Co-parents typically choose to manage the holiday season one of two ways:

1. Alternating years. One parent keeps the children for the entire winter break in odd-numbered years; the other parent gets them for the entire break in even-numbered years. This approach enables each parent, in their designated years, to plan a lengthy trip or schedule activities throughout the break period without needing to worry about giving the other parent equal time. It tends to work best when neither parent has a strong affinity for the season. Perhaps their religious traditions are celebrated at other times of year; a family may have already celebrated Hanukkah, for example, which often falls before winter break.

The downside of this type of arrangement is that one parent is deprived of holiday time with the children during the parent’s “off” years.
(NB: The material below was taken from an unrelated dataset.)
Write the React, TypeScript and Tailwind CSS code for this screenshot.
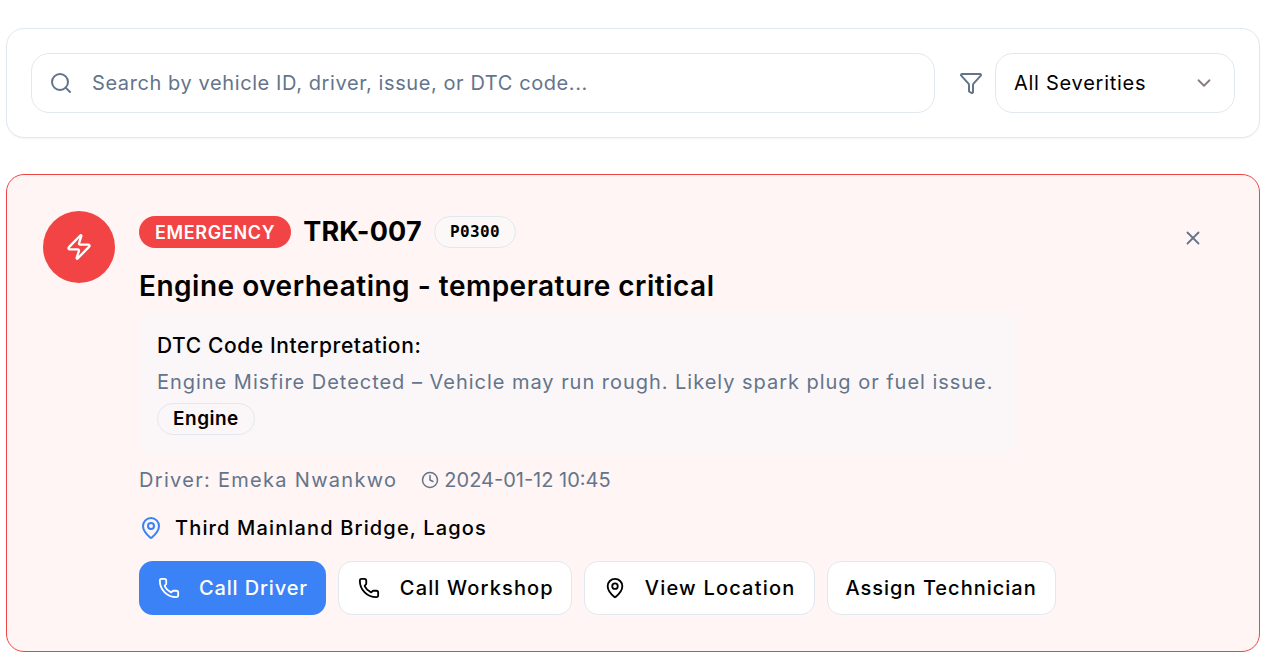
import { ChevronDown, Clock, Filter, MapPin, Phone, Search, X, Zap } from 'lucide-react';

const actions = [
  { label: 'Call Driver', icon: <Phone className="w-[22px] h-[22px]" />, primary: true, text: 'tracking-[0.85px] gap-[19px] pl-[19px] pr-[18px]' },
  { label: 'Call Workshop', icon: <Phone className="w-[22px] h-[22px]" />, text: 'tracking-[1.15px] gap-[20px] pl-[19px] pr-[17px]' },
  { label: 'View Location', icon: <MapPin className="w-[22px] h-[22px]" />, text: 'tracking-[1.2px] gap-[19px] pl-[19px] pr-[19px]' },
  { label: 'Assign Technician', text: 'tracking-[1px] pl-[17px] pr-[18px]' },
];

export default function App() {
  return (
    <div className="min-h-[667px] bg-white pt-[28px] pl-[6px] pr-[25px] text-black font-['Inter',sans-serif]">
      {/* Search and filter */}
      <div className="flex items-center h-[110px] px-[24px] bg-white border border-[#e2e8f0] rounded-[18px] shadow-[0_1px_2px_rgba(0,0,0,0.04)]">
        <div className="flex items-center flex-1 h-[60px] pl-[17px] border border-[#e2e8f0] rounded-[18px]">
          <Search className="w-[24px] h-[24px] text-[#64748b]" />
          <span className="ml-[19px] text-[20px] tracking-[0.59px] text-[#64748b]">Search by vehicle ID, driver, issue, or DTC code...</span>
        </div>
        <Filter className="ml-[24px] w-[24px] h-[24px] text-[#64748b]" />
        <div className="ml-[12px] flex items-center justify-between w-[240px] h-[60px] pl-[18px] pr-[19px] border border-[#e2e8f0] rounded-[18px]">
          <span className="text-[20px] tracking-[0.73px]">All Severities</span>
          <ChevronDown className="w-[22px] h-[22px] text-[#8a7a80]" />
        </div>
      </div>

      {/* Alert card */}
      <div className="relative mt-[36px] flex h-[478px] pt-[36px] pl-[36px] bg-[#fef5f4] border border-[#ef4444] rounded-[18px]">
        <div className="flex items-center justify-center shrink-0 w-[72px] h-[72px] rounded-full bg-[#f24444]">
          <Zap className="w-[28px] h-[28px] text-white" />
        </div>
        <div className="ml-[24px] flex-1">
          <div className="flex items-center h-[32px] mt-[5px]">
            <span className="flex items-center h-[32px] px-[16px] rounded-full bg-[#f24444] text-white text-[18px] tracking-[0.65px] font-semibold">EMERGENCY</span>
            <span className="ml-[12px] text-[27px] tracking-[0.2px] font-bold">TRK-007</span>
            <span className="ml-[12px] flex items-center h-[32px] px-[15px] rounded-full border border-[#e2e8f0] bg-[#fdf8f8] text-[16px] tracking-[0.4px] font-bold font-['DejaVu_Sans_Mono',monospace]">P0300</span>
          </div>
          <h2 className="mt-[21px] h-[34px] leading-[34px] text-[28px] tracking-[0.5px] font-semibold">Engine overheating - temperature critical</h2>
          <div className="mt-[10px] w-[878px] h-[140px] px-[18px] pt-[20px] rounded-[14px] bg-[#fbf7f8]">
            <p className="text-[21px] leading-[26px] tracking-[0.6px] font-medium">DTC Code Interpretation:</p>
            <p className="mt-[10px] text-[20px] leading-[26px] tracking-[0.97px] text-[#64748b]">Engine Misfire Detected – Vehicle may run rough. Likely spark plug or fuel issue.</p>
            <span className="mt-[8px] inline-flex items-center h-[32px] px-[15px] rounded-full border border-[#e2e8f0] text-[19px] tracking-[0.5px] font-semibold">Engine</span>
          </div>
          <div className="flex items-center mt-[13px] h-[28px] text-[20px] text-[#64748b]">
            <span className="tracking-[1.3px]">Driver: Emeka Nwankwo</span>
            <Clock className="ml-[24px] w-[18px] h-[18px]" />
            <span className="ml-[5px]">2024-01-12 10:45</span>
          </div>
          <div className="flex items-center mt-[20px] h-[28px]">
            <MapPin className="w-[24px] h-[24px] text-[#3b82f6]" />
            <span className="ml-[12px] text-[20px] tracking-[1.15px] font-medium">Third Mainland Bridge, Lagos</span>
          </div>
          <div className="flex gap-[12px] mt-[19px]">
            {actions.map((action) => (
              <button
                key={action.label}
                className={`flex items-center h-[54px] rounded-[14px] text-[20px] font-medium ${action.text} ${
                  action.primary ? 'bg-[#3b82f6] text-white' : 'bg-white border border-[#e2e8f0]'
                }`}
              >
                {action.icon}
                {action.label}
              </button>
            ))}
          </div>
        </div>
        <X className="absolute top-[52px] right-[55px] w-[22px] h-[22px] text-[#64748b]" />
      </div>
    </div>
  );
}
This causes many co-parents, especially those who place a high value on holiday traditions, to take a different approach.

2. Equal time. Often, co-parents divide winter break in half, which typically gives each of them a week to celebrate the holidays or take a trip with their kids. They may alternate years when considering who takes the first week versus the second, since Christmas usually falls in the first. Parents may also choose to split the time by day, particularly when it comes to Christmas Eve and Christmas Day. By each taking one of these important days, both parents, as well as the children, get meaningful Christmas time together each year.

In situations where co-parents get along, a third possibility arises: giving the children time with both parents together. For example, children who believe in Santa and cherish Christmas mornings might appreciate having both parents present in those festivities. In fact, children of any age might appreciate a visit by their other parent, as long as the experience remains amicable.

Buying Gifts: Together or Separately?

If your winter break includes a gift-giving occasion, it makes good sense to collaborate with your ex-spouse so you don’t duplicate gifts for your children or inadvertently neglect to buy the gifts they wanted most because you assumed the other parent was buying them. In a Santa situation, discuss who is responsible for that experience. Will it change year to year based on who has the kids on Christmas, or will you work together?

The more collaborative you can be, the better. However, if you absolutely cannot work with your ex-spouse, then it’s important to work through counsel to determine who will be responsible for what so you don’t put your children through undue awkwardness or stress.

You may also want to consider taking your children shopping so they can buy a holiday gift for the other parent. It teaches children not only about giving, but shows that you encourage kindness towards your ex-spouse.

Making the Plan Official (more…)

December 18, 2019 at 10:18 pm Leave a comment

Have a Son – Be Prepared to Be Swept Off Your Feet

My grandson is 7 months old and his personality is coming out more and more. I’m always happy to hear about his latest discovery and activity. While my daughter and son-in-law believe in Baby A sleeping in his own bed, lately he has been sleeping in theirs.

My daughter says she woke up one morning and Baby A had his arm around her neck, like a boyfriend and she was amused. Her hubby wasn’t…

Here’s what I know:

Moms are the first “girl” that their son knows…

He quickly learns that she takes care of him a lot, especially if she is breastfeeding him.

She plays with him and he loves it, so he gives her attention and unconditional love.

Unconditional love is intoxicating like a delicious bottle of wine…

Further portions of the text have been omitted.